Your reply should be one number: the count of lines holding the word "this".

**Data shown**:
——

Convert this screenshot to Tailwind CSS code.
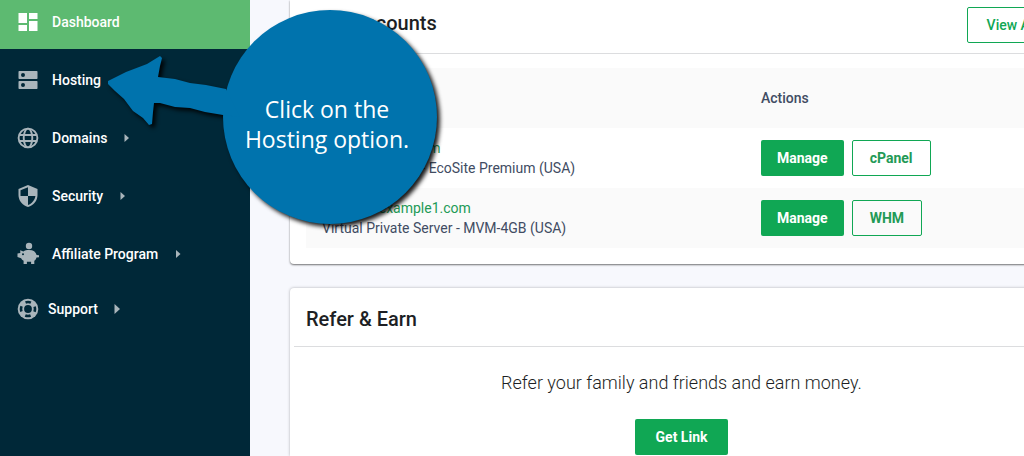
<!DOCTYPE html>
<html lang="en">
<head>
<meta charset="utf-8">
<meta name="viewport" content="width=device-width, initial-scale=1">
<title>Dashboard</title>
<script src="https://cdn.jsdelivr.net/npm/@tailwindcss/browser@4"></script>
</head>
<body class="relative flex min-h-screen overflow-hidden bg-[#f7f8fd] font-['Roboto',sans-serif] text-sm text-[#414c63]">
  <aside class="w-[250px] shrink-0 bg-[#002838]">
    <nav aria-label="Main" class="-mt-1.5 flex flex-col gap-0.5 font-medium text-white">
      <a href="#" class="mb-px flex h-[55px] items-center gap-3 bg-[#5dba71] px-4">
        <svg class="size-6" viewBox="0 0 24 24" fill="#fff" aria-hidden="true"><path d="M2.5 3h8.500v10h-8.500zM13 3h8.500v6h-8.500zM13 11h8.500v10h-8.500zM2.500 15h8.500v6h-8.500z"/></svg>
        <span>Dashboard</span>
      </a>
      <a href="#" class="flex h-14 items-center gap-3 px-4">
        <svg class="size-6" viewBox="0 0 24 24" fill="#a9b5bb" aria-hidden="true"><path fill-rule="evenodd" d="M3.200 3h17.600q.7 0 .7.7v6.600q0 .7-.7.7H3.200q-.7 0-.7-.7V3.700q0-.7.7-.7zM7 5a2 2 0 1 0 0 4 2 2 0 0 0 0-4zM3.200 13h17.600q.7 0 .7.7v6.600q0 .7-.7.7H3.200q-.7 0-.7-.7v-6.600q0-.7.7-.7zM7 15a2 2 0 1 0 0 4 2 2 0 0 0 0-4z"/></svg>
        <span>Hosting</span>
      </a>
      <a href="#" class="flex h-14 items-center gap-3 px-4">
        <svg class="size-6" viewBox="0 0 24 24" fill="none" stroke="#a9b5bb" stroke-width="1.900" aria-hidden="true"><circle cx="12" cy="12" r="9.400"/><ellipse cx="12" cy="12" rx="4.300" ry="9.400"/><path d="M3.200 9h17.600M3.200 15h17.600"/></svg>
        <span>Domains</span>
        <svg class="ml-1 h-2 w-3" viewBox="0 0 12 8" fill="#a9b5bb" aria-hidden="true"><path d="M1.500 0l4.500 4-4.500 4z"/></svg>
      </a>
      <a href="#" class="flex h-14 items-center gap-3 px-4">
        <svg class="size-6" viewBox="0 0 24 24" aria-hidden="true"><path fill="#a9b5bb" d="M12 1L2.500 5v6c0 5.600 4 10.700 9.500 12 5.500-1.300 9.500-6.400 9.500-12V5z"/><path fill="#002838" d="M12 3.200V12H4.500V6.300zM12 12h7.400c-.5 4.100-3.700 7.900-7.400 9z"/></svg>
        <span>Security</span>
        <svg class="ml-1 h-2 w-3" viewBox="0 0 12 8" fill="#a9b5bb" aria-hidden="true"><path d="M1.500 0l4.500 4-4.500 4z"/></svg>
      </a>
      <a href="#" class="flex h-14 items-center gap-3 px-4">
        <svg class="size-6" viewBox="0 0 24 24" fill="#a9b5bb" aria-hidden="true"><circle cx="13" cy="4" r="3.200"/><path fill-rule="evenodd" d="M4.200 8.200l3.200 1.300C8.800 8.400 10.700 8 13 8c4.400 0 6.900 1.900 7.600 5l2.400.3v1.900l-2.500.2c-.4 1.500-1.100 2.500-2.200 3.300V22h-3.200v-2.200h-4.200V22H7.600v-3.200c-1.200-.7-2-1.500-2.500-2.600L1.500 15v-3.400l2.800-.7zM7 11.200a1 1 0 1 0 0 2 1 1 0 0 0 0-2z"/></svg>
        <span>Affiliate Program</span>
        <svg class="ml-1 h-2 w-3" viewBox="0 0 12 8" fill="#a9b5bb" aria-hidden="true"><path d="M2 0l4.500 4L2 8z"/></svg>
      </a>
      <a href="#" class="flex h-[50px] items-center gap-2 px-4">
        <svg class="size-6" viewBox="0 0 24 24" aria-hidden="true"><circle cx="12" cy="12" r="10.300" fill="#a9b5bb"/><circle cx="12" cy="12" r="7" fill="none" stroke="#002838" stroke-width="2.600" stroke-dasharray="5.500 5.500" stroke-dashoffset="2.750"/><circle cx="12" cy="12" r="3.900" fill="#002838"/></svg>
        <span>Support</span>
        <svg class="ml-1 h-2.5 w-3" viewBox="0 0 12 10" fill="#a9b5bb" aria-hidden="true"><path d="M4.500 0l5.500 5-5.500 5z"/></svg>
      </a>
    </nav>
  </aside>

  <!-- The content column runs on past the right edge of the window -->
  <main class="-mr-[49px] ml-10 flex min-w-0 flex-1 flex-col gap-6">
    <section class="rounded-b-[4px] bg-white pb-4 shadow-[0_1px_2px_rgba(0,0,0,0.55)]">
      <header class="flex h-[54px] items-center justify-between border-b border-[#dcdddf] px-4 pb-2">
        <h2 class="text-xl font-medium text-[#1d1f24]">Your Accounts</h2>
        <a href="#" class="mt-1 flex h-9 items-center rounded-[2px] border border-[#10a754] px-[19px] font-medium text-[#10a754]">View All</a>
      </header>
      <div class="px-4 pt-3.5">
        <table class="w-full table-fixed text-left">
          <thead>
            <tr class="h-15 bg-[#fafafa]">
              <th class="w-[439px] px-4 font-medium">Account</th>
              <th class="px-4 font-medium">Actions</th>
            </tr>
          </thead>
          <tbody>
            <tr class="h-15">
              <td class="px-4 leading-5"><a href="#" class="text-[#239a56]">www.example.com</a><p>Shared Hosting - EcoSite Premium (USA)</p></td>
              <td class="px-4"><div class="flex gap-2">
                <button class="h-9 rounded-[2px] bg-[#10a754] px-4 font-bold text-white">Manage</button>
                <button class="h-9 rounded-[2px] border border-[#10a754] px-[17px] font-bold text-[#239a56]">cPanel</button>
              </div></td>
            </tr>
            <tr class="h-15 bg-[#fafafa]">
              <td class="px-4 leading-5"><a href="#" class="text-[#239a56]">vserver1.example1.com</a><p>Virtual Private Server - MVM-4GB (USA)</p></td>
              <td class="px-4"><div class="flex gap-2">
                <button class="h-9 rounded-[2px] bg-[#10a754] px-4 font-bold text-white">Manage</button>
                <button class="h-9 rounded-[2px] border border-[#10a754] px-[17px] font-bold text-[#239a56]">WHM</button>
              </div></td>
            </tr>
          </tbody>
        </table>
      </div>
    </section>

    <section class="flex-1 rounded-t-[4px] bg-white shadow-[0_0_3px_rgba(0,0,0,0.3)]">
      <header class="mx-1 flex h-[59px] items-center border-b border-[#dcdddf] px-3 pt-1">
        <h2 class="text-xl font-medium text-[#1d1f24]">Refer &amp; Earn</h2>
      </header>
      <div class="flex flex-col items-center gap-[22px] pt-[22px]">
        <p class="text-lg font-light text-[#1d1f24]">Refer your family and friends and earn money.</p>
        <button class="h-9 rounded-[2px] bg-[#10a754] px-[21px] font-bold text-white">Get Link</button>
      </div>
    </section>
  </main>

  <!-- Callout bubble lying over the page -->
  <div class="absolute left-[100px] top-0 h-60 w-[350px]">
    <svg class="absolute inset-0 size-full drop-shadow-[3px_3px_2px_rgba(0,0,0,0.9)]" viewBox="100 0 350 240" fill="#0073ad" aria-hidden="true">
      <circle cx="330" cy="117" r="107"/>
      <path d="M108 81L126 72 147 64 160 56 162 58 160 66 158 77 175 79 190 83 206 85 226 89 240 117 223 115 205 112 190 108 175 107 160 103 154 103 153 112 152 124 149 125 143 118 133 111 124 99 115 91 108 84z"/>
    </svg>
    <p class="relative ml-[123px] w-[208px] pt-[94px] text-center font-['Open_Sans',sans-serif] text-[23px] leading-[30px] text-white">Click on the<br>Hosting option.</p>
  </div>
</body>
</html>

——

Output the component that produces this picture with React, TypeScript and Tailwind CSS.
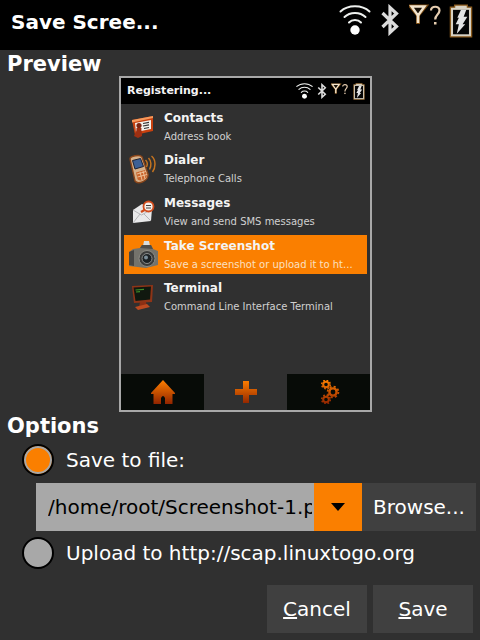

——

**Task output**: 2